**To do:**
From the entries below, copy every line that holds the word "table".

**Record list:**
####

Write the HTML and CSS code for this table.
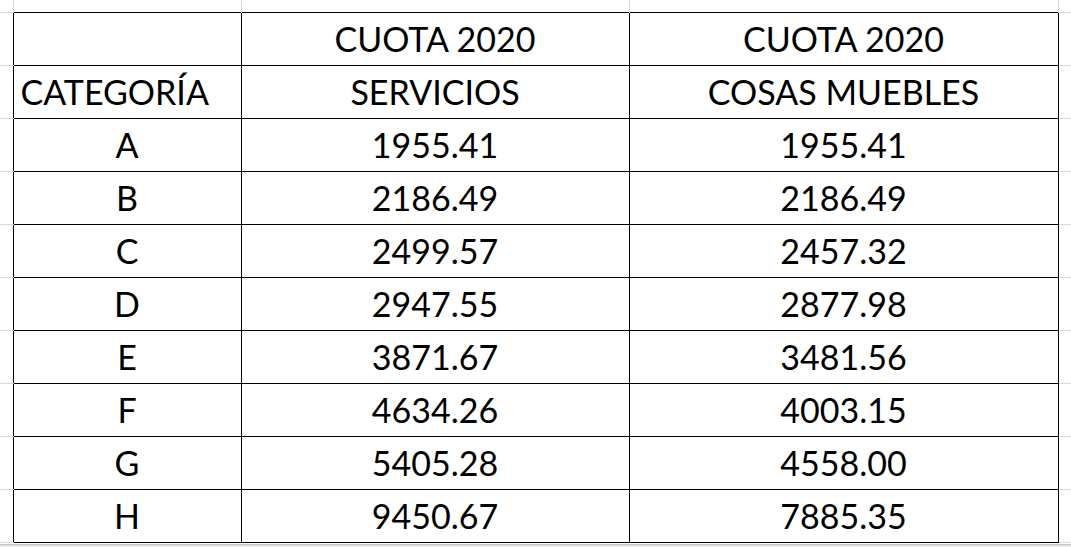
FILE: index.html
```html
<!DOCTYPE html>
<html lang="es">
<head>
<meta charset="utf-8">
<title>Cuotas 2020</title>
<link rel="stylesheet" href="styles.css">
</head>
<body>
<div class="sheet">
<table class="grid">
  <colgroup>
    <col class="c-gut-l">
    <col class="c-cat">
    <col class="c-serv">
    <col class="c-mueb">
    <col class="c-gut-r">
  </colgroup>
  <tr class="r-gut">
    <td class="g-corner"></td><td class="g-top"></td><td class="g-top"></td><td class="g-top"></td><td class="g-corner-r"></td>
  </tr>
  <tr>
    <td class="g-left"></td><td class="cell"></td><td class="cell">CUOTA 2020</td><td class="cell">CUOTA 2020</td><td class="g-right"></td>
  </tr>
  <tr>
    <td class="g-left"></td><td class="cell left">CATEGORÍA</td><td class="cell">SERVICIOS</td><td class="cell">COSAS MUEBLES</td><td class="g-right"></td>
  </tr>
  <tr><td class="g-left"></td><td class="cell">A</td><td class="cell">1955.41</td><td class="cell">1955.41</td><td class="g-right"></td></tr>
  <tr><td class="g-left"></td><td class="cell">B</td><td class="cell">2186.49</td><td class="cell">2186.49</td><td class="g-right"></td></tr>
  <tr><td class="g-left"></td><td class="cell">C</td><td class="cell">2499.57</td><td class="cell">2457.32</td><td class="g-right"></td></tr>
  <tr><td class="g-left"></td><td class="cell">D</td><td class="cell">2947.55</td><td class="cell">2877.98</td><td class="g-right"></td></tr>
  <tr><td class="g-left"></td><td class="cell">E</td><td class="cell">3871.67</td><td class="cell">3481.56</td><td class="g-right"></td></tr>
  <tr><td class="g-left"></td><td class="cell">F</td><td class="cell">4634.26</td><td class="cell">4003.15</td><td class="g-right"></td></tr>
  <tr><td class="g-left"></td><td class="cell">G</td><td class="cell">5405.28</td><td class="cell">4558.00</td><td class="g-right"></td></tr>
  <tr><td class="g-left"></td><td class="cell">H</td><td class="cell">9450.67</td><td class="cell">7885.35</td><td class="g-right"></td></tr>
</table>
<div class="scrollbar"></div>
</div>
</body>
</html>
```

FILE: styles.css
```css
html, body {
  margin: 0;
  padding: 0;
  background: #ffffff;
}

.sheet {
  width: 1071px;
  height: 547px;
  overflow: hidden;
  display: flex;
  flex-direction: column;
}

.grid {
  border-collapse: collapse;
  table-layout: fixed;
  width: 1071px;
  font-family: Lato, "Liberation Sans", sans-serif;
  font-size: 34px;
  color: #000;
}

.c-gut-l { width: 13px; }
.c-cat { width: 228px; }
.c-serv { width: 388px; }
.c-mueb { width: 429px; }
.c-gut-r { width: 13px; }

.r-gut td {
  height: 12px;
  padding: 0;
}

.grid td {
  padding: 0;
}

.g-corner {
  border-right: 1px solid #d9d9d9;
  border-bottom: 1px solid #d9d9d9;
}

.g-corner-r {
  border-left: 1px solid #d9d9d9;
  border-bottom: 1px solid #d9d9d9;
}

.g-top {
  border-left: 1px solid #d9d9d9;
  border-right: 1px solid #d9d9d9;
}

.g-left {
  border-top: 1px solid #d9d9d9;
  border-bottom: 1px solid #d9d9d9;
}

.g-right {
  border-top: 1px solid #d9d9d9;
  border-bottom: 1px solid #d9d9d9;
}

.grid td.cell {
  border: 1px solid #000;
  height: 53px;
  box-sizing: border-box;
  text-align: center;
  vertical-align: bottom;
  line-height: 40px;
  padding: 0 0 6px 0;
  white-space: nowrap;
}

.grid td.cell.left {
  text-align: left;
  padding-left: 7px;
}

.scrollbar {
  margin-top: 1px;
  height: 4px;
  border-top: 1px solid #c8c8c8;
  background: #e6e6e6;
}
```
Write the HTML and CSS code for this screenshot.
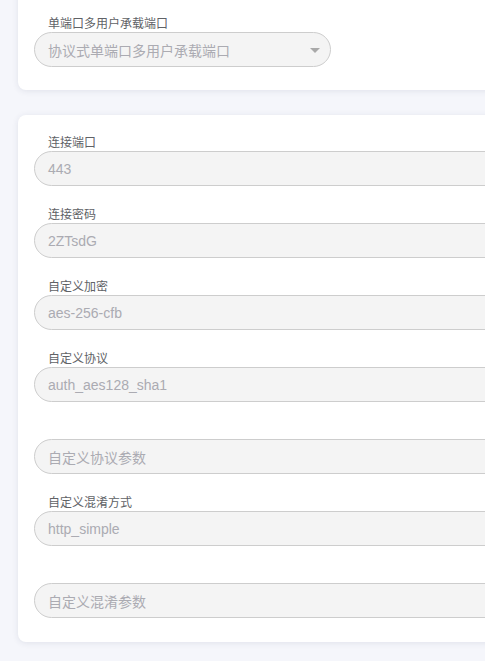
FILE: index.html
```html
<!DOCTYPE html>
<html lang="zh">
<head>
<meta charset="utf-8">
<link rel="stylesheet" href="styles.css">
</head>
<body>
<div class="page">
  <section class="card card-top">
    <div class="field">
      <div class="label">单端口多用户承载端口</div>
      <div class="select">
        <span class="value">协议式单端口多用户承载端口</span>
        <span class="arrow"></span>
      </div>
    </div>
  </section>
  <section class="card card-main">
    <div class="field">
      <div class="label">连接端口</div>
      <div class="input"><span class="value">443</span></div>
    </div>
    <div class="field">
      <div class="label">连接密码</div>
      <div class="input"><span class="value">2ZTsdG</span></div>
    </div>
    <div class="field">
      <div class="label">自定义加密</div>
      <div class="input"><span class="value">aes-256-cfb</span></div>
    </div>
    <div class="field">
      <div class="label">自定义协议</div>
      <div class="input"><span class="value">auth_aes128_sha1</span></div>
    </div>
    <div class="field">
      <div class="label"></div>
      <div class="input"><span class="value">自定义协议参数</span></div>
    </div>
    <div class="field">
      <div class="label">自定义混淆方式</div>
      <div class="input"><span class="value">http_simple</span></div>
    </div>
    <div class="field">
      <div class="label"></div>
      <div class="input"><span class="value">自定义混淆参数</span></div>
    </div>
  </section>
</div>
</body>
</html>
```
FILE: styles.css
```css
html, body {
  margin: 0;
  padding: 0;
  background: #f5f6fb;
  overflow: hidden;
  width: 485px;
  height: 661px;
}
body {
  font-family: "Liberation Sans", "Noto Sans CJK SC", sans-serif;
}
.page {
  padding-left: 18px;
  display: flex;
  flex-direction: column;
  gap: 25px;
  width: 640px;
}
.card {
  background: #fff;
  border-radius: 8px;
  box-shadow: 0 1px 6px rgba(40, 50, 90, 0.10);
  padding: 0 16px;
  display: flex;
  flex-direction: column;
  gap: 20px;
}
.card-top {
  margin-top: -20px;
  padding-top: 35px;
  padding-bottom: 23px;
}
.card-main {
  padding-top: 19px;
  padding-bottom: 24px;
}
.field {
  display: flex;
  flex-direction: column;
}
.label {
  box-sizing: border-box;
  height: 17px;
  padding-top: 1px;
  line-height: 17px;
  font-size: 12px;
  color: #606266;
  padding-left: 14px;
}
.input, .select {
  box-sizing: border-box;
  height: 35px;
  border: 1px solid #cdcdcd;
  border-radius: 18px;
  background: #f4f4f4;
  display: flex;
  align-items: center;
  padding-left: 13px;
  font-size: 14px;
  color: #ababb2;
}
.select {
  width: 297px;
  justify-content: space-between;
  padding-right: 10px;
}
.arrow {
  width: 0;
  height: 0;
  border-left: 5px solid transparent;
  border-right: 5px solid transparent;
  border-top: 5px solid #a9a9a9;
  margin-top: 2px;
}
```
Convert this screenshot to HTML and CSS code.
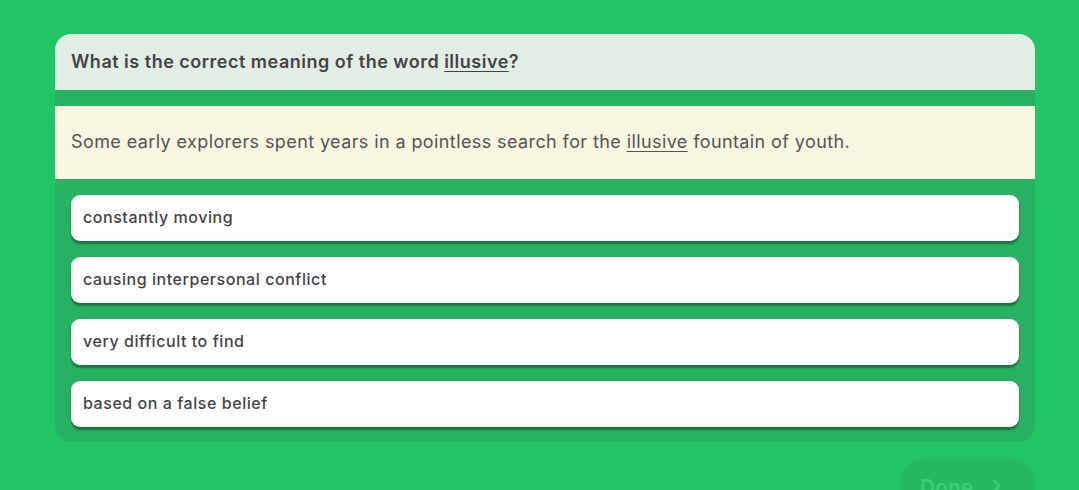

####

**Task output:**
Write the HTML and CSS code for this table.
<table class="grid">
</table>
  table-layout: fixed;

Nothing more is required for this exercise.